Hoje 98% das obras já estariam concluídas e teriam sido gastos 14 bilhões de reais, quando foi projetado o custo inicial de cinco bilhões de reais. Esse dinheiro é insignificante para um orçamento brasileiro da ordem cinco trilhões de reais para 2023, caso visasse mesmo resolver os problemas básicos das populações mais necessitadas do Semiárido, isto é, a população rural difusa.
Ainda hoje o problema institucional-administrativo da obra apresenta desafios não solucionados. O custo anual para a manutenção da obra para o ano de 2023 está estimado em 274 milhões de reais, mas os Estados receptores ainda não aceitaram assinar os termos de compromisso com o governo federal. Enfim, chegou a hora de alguém pagar a conta.
Estamos atravessando alguns anos de chuvas abundantes no vale do São Francisco, mas a projeção climatológica para os próximos anos é de intensificação do El Niño. Para a região significa ondas maiores de calor, diminuição no regime das chuvas, portanto, período de deplecionamento das águas do São Francisco.

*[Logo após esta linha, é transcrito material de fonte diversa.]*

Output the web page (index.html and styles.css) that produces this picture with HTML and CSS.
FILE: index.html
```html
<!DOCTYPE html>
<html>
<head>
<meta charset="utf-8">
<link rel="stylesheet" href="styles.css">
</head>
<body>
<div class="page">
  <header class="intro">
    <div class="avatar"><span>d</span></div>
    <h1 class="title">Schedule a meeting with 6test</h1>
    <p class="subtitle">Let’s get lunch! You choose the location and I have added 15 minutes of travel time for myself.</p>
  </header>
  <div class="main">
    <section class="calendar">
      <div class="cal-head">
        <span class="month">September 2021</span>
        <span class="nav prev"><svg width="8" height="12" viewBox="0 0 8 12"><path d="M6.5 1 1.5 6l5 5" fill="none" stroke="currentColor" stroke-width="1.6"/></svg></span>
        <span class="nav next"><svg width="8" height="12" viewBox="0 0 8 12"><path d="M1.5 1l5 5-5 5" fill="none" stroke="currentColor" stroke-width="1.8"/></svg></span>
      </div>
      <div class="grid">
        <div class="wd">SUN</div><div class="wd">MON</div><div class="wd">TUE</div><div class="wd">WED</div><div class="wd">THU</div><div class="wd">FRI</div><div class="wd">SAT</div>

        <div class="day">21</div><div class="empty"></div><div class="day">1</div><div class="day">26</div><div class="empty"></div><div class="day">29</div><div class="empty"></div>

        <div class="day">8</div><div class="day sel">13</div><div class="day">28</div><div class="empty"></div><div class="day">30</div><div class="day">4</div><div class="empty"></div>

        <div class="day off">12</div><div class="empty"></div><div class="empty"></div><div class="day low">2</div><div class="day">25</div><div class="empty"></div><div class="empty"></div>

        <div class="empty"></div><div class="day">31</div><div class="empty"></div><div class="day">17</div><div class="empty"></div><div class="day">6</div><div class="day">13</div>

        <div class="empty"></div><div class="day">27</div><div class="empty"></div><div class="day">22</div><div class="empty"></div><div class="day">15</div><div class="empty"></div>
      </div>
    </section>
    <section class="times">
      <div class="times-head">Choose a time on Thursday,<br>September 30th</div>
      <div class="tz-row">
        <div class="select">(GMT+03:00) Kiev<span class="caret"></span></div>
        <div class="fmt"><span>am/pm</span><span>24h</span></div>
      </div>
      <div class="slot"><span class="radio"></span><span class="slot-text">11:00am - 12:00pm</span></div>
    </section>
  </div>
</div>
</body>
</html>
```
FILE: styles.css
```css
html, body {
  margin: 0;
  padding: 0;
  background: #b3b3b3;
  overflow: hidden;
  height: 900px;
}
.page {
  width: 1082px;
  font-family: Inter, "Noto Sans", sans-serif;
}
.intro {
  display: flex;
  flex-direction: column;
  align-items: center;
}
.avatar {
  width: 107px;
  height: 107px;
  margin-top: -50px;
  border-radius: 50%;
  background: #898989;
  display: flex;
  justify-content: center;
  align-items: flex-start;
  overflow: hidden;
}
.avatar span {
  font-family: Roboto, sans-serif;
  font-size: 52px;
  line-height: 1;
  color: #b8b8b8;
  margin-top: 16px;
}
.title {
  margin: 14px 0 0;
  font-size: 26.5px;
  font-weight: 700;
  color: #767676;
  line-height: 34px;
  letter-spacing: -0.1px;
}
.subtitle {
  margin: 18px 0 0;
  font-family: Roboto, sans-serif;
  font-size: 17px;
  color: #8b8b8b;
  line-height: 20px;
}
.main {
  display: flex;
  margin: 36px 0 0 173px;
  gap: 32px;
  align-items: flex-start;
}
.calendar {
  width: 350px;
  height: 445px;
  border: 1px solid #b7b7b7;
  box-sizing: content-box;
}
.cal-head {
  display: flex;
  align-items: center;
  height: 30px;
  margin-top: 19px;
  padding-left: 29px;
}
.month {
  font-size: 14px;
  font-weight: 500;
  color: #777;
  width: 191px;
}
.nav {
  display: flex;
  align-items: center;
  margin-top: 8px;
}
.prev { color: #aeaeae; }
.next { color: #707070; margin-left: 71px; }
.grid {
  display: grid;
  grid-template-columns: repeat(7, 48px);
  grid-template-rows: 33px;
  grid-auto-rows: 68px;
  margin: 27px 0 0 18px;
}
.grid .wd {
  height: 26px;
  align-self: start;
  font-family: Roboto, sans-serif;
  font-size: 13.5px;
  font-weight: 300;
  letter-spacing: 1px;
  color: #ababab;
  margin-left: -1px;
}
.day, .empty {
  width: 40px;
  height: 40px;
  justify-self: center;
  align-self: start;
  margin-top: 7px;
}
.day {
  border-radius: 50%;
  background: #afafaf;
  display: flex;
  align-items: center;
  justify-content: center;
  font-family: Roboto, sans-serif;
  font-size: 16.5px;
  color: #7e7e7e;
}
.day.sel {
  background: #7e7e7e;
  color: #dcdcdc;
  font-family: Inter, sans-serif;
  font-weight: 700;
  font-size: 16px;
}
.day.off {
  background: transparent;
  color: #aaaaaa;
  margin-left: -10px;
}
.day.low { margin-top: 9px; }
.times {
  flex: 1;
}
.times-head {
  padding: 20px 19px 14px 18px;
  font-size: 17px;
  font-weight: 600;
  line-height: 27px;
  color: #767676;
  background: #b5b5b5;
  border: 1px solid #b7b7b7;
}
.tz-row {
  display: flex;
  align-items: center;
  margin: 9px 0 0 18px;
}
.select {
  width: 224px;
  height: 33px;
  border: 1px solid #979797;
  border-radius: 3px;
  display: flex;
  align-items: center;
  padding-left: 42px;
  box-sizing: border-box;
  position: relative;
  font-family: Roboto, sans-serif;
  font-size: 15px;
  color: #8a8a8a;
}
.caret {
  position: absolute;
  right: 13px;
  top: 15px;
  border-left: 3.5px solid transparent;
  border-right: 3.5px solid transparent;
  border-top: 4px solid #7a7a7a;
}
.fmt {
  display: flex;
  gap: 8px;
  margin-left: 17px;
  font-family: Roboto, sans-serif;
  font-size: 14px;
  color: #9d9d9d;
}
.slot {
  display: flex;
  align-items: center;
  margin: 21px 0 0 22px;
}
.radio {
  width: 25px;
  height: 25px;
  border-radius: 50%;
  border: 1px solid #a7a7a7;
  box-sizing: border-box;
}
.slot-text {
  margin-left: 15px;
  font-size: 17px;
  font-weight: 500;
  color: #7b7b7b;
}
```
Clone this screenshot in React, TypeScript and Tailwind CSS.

É nesses momentos que situação do rio mostra toda sua fragilidade, ou como diz o ditado popular, mostra sua cara. É um ciclo natural, mas que agora se agrava pela situação degradada do São Francisco e pelas mudanças climáticas.
A região Semiárida mudou muito nos últimos anos, pautada pela iniciativa da sociedade civil no Paradigma da Convivência com o Semiárido, tendo a captação da água de chuva em pequenos reservatórios para abastecer as necessidades básicas das famílias como sua prioridade.
Várias políticas públicas da era Lula-Dilma também impactaram positivamente a vida das populações. Foram construídas mais de um milhão de cisternas de captação de água de chuva para abastecer cada família no local que ela estiver, além de mais 200 mil replicações de outras tecnologias sociais destinadas à captação da água de chuva para a finalidade de produção agrícola e dessedentação dos animais.
Essas iniciativas, também apoiadas pelos governos Lula e Dilma, é que fizeram a diferença para a vida real do povo difuso pelo semiárido, ela que estava como a grande vítima das secas na arte de Luiz Gonzaga, Graciliano Ramos, Cândido Portinari, João Cabral de Melo Neto e tantos outros renomados artistas brasileiros da região Nordeste. Não há mais a fome e a sede de antigamente, já não há migrações intensas para o Sul e Sudeste, já não se fala mais em saques e a mortalidade infantil por fome e sede hoje está em 16 por mil, isto é, muito próxima dos padrões internacionais aceitos pela ONU.
Entretanto, o Estado Brasileiro continua com uma dívida profunda com o rio São Francisco e a população do Semiárido, isto é, a revitalização da bacia do São Francisco nunca veio e, se veio, ninguém consegue ver. Mesmo obras fundamentais de saneamento básico – a moeda de troca oferecida a troco da Transposição à população do São Francisco – continua inconclusa na maior parte dos municípios.
Porém, uma profunda revitalização exige uma moratória nas grandes obras, recomposição florestal em toda a bacia, proteção das áreas de recarga dos aquíferos Urucuia e Bambuí, a demarcação dos territórios indígenas, quilombolas e comunidades tradicionais, descomissionamento das barragens de rejeito ao longo do vale, na forma como propõe a Articulação Popular São Francisco Vivo.
No município de Remanso-BA, por exemplo, três adutoras para abastecer 28 comunidades estão inconclusas até hoje, mesmo tendo 95% das obras já concluídas. Abastecer a população ribeirinha do São Francisco era um dos compromissos do governo Lula quando das negociações, fruto do embate com a sociedade civil para evitarmos a Transposição naqueles moldes e aplicar o dinheiro em pequenas e médias adutoras, além de replicar aos milhões as pequenas obras do Paradigma da Convivência com o Semiárido.
Uma nova fronteira que se abre é a batalha pelo reconhecimento dos direitos da natureza, e nesse contexto, pelos direitos do Rio São Francisco. A Articulação Popular São Francisco Vivo começa a pleitear e construir esses direitos.
Sim, avançamos em parte, até mesmo a Transposição cumpre um papel relativo no abastecimento de populações urbanas, mas estamos longe de revitalizar o rio e abastecer de forma mais segura toda a população do Semiárido Brasileiro. Vida que segue, luta que continua.